The Fed’s Cuts Debate Turns Political

The Federal Reserve is preparing to cut interest rates for the first time in nine months, caught between a weakening labour market, stubbornly sticky inflation, and the not-so-subtle battering ram of Donald Trump demanding cheaper money.

A cut this week, however, doesn’t necessarily herald a neat, gradual easing cycle. More likely, it’s the beginning of yet another messy chapter where economic fundamentals collide with Oval Office theatrics.

Recent data have been uniformly miserable: job creation stalling, unemployment claims rising, and previous payroll figures revised sharply down. Inflation, meanwhile, remains comfortably above the Fed’s 2% target and could get another shove higher thanks to Trump’s tariff obsession. Usually, central bankers would tread carefully. But normality, like Fed independence, is in increasingly short supply.

Former Philadelphia Fed president Pat Harker noted that the first move usually marks the start of a cycle. “This time it’s far from obvious,” he warned. Translation: expect fireworks, not a straight line.
The Fed is now as divided as Congress. Some policymakers want no cut at all; others favour something bolder. It could be the first meeting since 1990 with four dissents. The irony, of course, is that the fight is less about economics than politics: Trump is stacking the board with loyalists, threatening governors, and dangling Powell’s job like a carrot on a stick.

Markets, for their part, are fully priced for a quarter-point cut at the 17 September meeting, with three cuts total by year-end and two more in early 2026. Some are more optimistic, arguing that the worst of the tariff shock will soon pass, allowing growth to bounce back. That’s the polite version of saying “we hope Trump stops throwing grenades into global trade.”

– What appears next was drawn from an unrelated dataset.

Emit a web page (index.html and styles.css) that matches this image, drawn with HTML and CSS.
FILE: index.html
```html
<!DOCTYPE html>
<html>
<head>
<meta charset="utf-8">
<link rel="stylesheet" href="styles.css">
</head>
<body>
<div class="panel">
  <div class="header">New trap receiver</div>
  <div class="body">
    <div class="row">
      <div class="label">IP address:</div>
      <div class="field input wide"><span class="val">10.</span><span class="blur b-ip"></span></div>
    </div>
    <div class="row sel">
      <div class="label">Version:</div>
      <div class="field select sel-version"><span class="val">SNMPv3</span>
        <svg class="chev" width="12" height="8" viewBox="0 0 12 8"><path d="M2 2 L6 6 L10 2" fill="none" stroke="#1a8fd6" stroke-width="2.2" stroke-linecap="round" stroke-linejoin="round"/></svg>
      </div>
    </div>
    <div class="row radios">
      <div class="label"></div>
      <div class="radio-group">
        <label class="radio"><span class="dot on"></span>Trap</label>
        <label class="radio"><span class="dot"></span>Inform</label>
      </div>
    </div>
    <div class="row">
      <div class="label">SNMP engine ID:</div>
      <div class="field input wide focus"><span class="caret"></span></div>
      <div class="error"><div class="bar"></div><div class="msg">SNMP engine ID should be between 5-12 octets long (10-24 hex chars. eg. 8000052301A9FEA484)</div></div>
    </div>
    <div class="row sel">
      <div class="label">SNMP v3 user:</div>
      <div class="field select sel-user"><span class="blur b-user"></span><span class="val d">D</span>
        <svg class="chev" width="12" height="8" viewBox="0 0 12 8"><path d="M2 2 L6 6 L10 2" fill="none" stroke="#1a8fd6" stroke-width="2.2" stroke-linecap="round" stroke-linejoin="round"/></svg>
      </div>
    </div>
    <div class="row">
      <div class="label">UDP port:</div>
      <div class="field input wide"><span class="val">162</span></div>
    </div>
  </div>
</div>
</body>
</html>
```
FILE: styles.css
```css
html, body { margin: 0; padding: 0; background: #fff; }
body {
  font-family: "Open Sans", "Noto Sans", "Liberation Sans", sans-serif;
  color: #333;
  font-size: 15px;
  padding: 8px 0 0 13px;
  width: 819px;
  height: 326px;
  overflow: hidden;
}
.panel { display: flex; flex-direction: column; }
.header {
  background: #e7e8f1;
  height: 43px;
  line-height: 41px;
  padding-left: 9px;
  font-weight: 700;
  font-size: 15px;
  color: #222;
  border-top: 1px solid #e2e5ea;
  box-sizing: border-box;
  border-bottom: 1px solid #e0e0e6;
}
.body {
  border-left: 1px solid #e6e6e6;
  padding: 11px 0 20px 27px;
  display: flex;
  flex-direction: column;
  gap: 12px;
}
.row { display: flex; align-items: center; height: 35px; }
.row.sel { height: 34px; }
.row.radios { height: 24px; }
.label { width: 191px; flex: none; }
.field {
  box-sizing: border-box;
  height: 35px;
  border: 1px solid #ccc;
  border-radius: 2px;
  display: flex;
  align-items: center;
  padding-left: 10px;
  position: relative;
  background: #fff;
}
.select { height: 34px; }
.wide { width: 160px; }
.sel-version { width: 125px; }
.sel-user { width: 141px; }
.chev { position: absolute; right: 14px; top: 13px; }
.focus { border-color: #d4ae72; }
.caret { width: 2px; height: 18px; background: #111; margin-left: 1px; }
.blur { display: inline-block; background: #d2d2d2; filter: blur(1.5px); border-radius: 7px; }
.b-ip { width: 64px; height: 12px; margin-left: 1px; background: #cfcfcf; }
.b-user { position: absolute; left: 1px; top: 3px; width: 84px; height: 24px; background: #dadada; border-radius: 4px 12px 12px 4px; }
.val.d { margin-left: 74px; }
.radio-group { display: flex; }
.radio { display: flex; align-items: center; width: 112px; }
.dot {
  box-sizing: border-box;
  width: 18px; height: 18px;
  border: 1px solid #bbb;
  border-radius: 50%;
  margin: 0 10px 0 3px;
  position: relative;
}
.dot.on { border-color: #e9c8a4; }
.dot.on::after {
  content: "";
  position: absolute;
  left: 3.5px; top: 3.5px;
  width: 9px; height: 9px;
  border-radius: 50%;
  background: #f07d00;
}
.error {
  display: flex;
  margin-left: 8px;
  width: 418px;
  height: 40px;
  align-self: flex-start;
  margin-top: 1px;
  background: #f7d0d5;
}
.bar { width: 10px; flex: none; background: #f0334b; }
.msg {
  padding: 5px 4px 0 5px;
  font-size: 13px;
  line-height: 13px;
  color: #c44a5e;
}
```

Powell himself has called the labour market situation a “singular balance”: demand is fading, but so is supply, thanks to Trump’s clampdown on immigration, a neat reminder that you can’t bash migrants and then complain about a labour shortage.

The debate is complicated further by the entry of Stephen Miran, Trump’s latest Fed appointee, who will likely back the White House line: cut faster, cut deeper. If the courts allow Trump to sack Governor Lisa Cook, he’ll get another seat to fill. Powell’s term expires in May, at which point the central bank risks becoming just another branch of the executive.

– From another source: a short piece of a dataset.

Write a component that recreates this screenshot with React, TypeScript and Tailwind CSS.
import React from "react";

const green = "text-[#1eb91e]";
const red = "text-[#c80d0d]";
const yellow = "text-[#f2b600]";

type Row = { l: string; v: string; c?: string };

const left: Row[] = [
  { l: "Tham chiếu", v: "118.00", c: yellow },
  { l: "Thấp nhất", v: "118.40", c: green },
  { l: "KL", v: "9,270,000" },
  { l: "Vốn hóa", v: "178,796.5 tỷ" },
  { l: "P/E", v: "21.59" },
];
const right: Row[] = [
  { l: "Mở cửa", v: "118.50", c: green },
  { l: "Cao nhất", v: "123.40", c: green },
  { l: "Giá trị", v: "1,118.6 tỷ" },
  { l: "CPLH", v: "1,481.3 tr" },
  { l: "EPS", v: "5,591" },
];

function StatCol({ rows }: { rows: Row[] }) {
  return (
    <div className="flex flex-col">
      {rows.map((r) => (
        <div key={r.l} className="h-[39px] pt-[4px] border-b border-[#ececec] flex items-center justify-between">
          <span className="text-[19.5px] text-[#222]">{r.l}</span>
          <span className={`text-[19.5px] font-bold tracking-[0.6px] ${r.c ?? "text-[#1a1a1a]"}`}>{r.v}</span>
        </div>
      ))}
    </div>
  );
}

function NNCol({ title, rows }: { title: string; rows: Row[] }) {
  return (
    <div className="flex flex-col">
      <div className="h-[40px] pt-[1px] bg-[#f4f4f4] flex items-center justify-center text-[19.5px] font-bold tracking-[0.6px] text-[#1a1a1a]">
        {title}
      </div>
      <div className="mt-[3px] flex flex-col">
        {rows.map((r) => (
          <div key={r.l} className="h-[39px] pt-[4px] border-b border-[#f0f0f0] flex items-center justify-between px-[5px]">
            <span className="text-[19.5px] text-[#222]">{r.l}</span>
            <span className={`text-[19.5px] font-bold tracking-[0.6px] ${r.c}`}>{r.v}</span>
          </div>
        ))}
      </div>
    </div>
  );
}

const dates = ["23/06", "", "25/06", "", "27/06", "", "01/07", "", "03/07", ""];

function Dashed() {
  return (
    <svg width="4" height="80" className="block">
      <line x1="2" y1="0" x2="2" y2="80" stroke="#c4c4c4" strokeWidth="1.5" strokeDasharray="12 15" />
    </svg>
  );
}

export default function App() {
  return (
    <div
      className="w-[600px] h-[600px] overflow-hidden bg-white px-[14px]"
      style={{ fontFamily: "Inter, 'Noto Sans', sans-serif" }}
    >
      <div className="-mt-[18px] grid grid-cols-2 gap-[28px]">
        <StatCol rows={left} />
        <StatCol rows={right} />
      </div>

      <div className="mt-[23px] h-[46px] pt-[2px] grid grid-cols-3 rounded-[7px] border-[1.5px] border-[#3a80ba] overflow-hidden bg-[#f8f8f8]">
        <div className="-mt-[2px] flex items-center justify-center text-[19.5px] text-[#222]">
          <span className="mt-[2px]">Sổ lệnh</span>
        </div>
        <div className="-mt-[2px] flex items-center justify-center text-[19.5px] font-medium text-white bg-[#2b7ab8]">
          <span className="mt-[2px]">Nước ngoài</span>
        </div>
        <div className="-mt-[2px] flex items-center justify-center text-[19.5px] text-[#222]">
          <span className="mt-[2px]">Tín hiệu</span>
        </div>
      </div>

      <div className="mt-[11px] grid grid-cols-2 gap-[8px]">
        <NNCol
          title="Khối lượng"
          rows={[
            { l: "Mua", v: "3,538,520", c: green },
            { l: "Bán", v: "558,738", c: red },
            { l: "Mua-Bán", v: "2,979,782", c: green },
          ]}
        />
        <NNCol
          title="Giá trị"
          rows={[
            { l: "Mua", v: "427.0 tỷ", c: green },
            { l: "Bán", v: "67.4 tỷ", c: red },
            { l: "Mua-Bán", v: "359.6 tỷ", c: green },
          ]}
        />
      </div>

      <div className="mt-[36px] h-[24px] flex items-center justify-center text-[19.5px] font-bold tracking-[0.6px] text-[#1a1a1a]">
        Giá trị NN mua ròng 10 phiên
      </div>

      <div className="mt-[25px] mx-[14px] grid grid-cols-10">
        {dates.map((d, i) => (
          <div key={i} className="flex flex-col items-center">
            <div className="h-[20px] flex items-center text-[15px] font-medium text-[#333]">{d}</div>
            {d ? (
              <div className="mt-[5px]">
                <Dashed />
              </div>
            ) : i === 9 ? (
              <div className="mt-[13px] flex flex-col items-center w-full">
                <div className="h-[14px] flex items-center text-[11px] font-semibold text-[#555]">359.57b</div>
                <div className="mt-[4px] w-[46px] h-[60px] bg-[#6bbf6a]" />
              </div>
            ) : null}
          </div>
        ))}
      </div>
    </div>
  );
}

All this while service-sector inflation, conveniently immune to tariffs, keeps creeping higher. Some, like Cleveland’s Beth Hammack, warn that easing too fast risks fuelling it further. Others, such as St. Louis Fed’s Alberto Musalem, mutter about “balance”, technocratic code for sitting on the fence.
In short, the Fed’s dual mandate has become a political football. Inflation is still too high, jobs are wobbling, and the White House is breathing down the Fed’s neck. What should be a sober policy debate now looks more like a loyalty test.

The danger is obvious. Cut too slowly, and Trump explodes on Truth Social. Cut too quickly, and credibility vanishes, with long-term yields rising anyway as markets smell political capture. Either way, the Fed’s hard-won independence is crumbling, and Wall Street, not the central bank, is now setting the tempo.